The Western worldview demands that one player be the best. It demands that one player’s success or failure be attributable to their own hard-earned genius or shameful failure. The analysis of performance and outcomes is simple (and simplistic), under this view. If your teammate Jax lost top lane, it’s because he is bad. If your teammate Vayne killed all 5 of the enemy team, it is because she is extremely good. For the Westerner, a few numbers tell the whole story: The players with lots of kills are good players and they are the cause of victory. The players with many deaths are the bad players and they are the cause of defeat.
I posit that this view is misguided and the consistent success of Eastern teams over Western teams can be interpreted as evidence of different views of teamwork. Perhaps some of these differences are manifestations of the emphasis placed by American capitalism and democracy on individual performance, and the emphasis placed by communism and agrarianism on community and role-interconnection.
Having no more than a general education regarding Eastern culture (so, take this with a grain of salt), I suggest that it is easier for a member of an Eastern culture to see a League of Legends game as deeply teamwork-oriented in a way that does not resonate with Westerners.
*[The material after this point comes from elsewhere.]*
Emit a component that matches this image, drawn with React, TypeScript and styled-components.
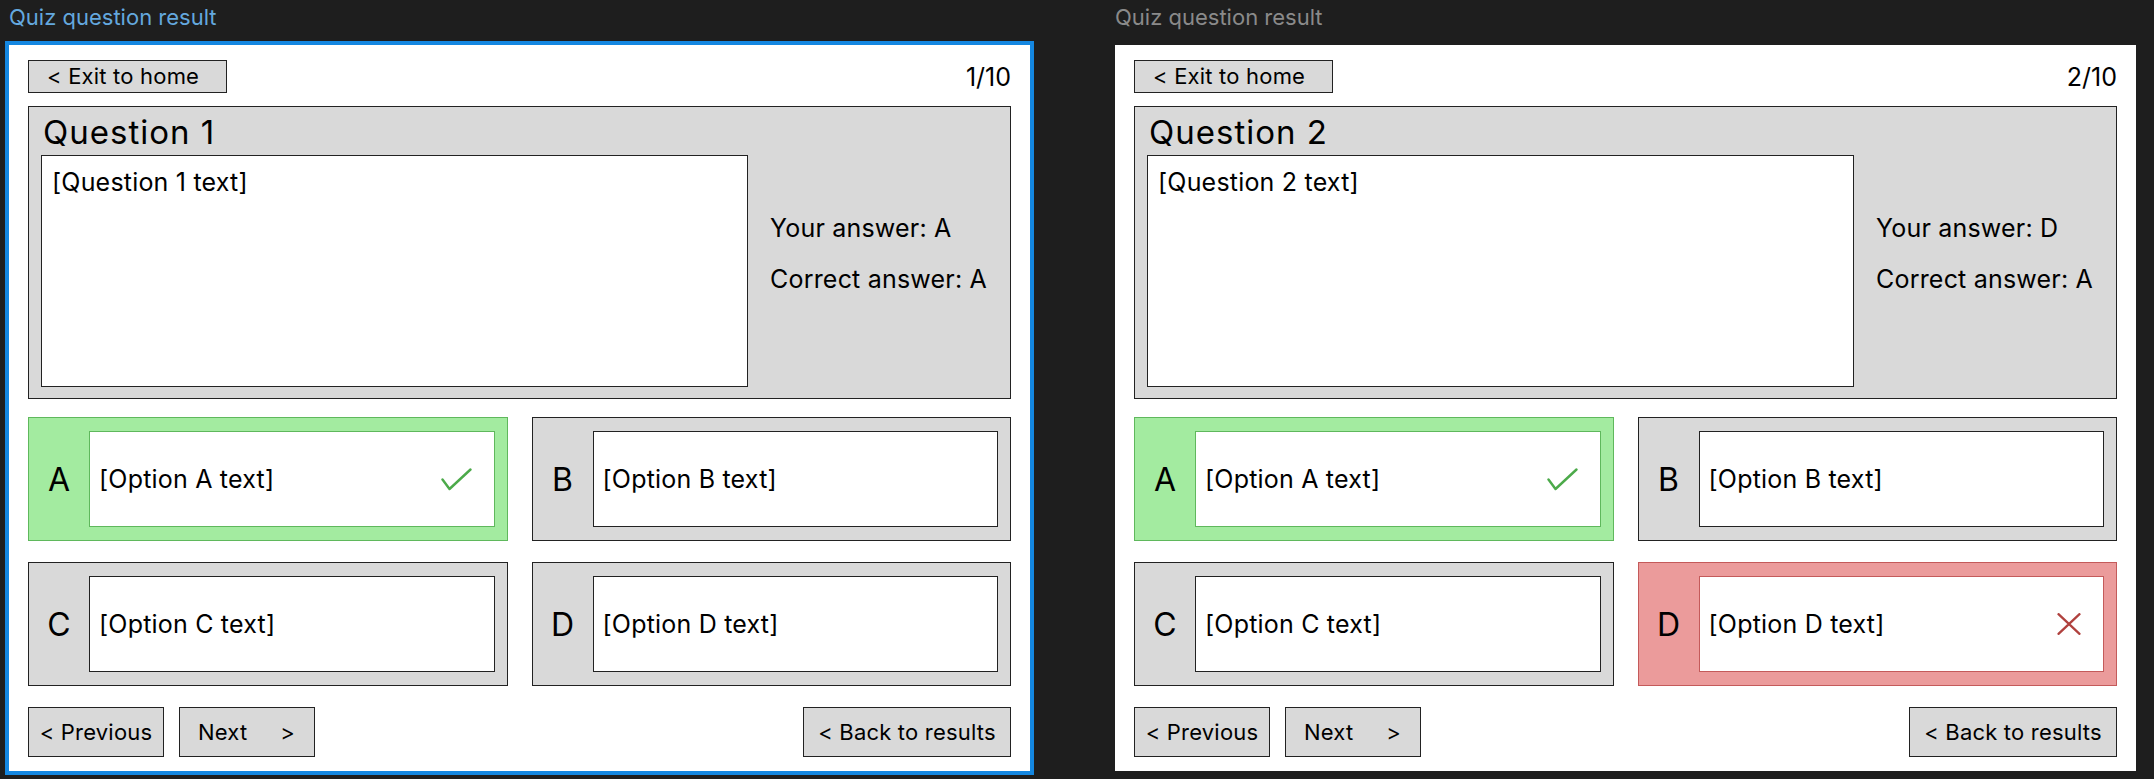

For the Westerner, in all things, there must be a single person whose genius and skill determines the outcome; something analogous to the “Great Person” theory of historical interpretation (that history is largely shaped and determined by singular individuals who “move history,” rather than economic, cultural, or other larger, faceless forces). I wonder if it is easier for Eastners to embrace the notion that no single person on a team can succeed without the entire team.
Eastern teams do recognize individual talent, of course, but they place it in a different context. One of the best players in Korea for the first 3 seasons of League of Legends was MadLife. He played Support, and led his team to victory through leadership, macro-play decision making, vision control, protecting teammates, initiating fights at the best moments, as well as some amazing mechanical prowess to disable key points of the enemy team.
In contrast, the players who generate the highest levels of hype in NA and EU are Midlaners and ADCs- players with more potential to score more kills. The Eastern teams understand that the game is not about individual glory, but about 5 players filling different but equally essential roles. Western team struggle to internalize this lesson, and emphasize the “highlight-reel” ability to get kills over the more abstract strategic value of vision and communication.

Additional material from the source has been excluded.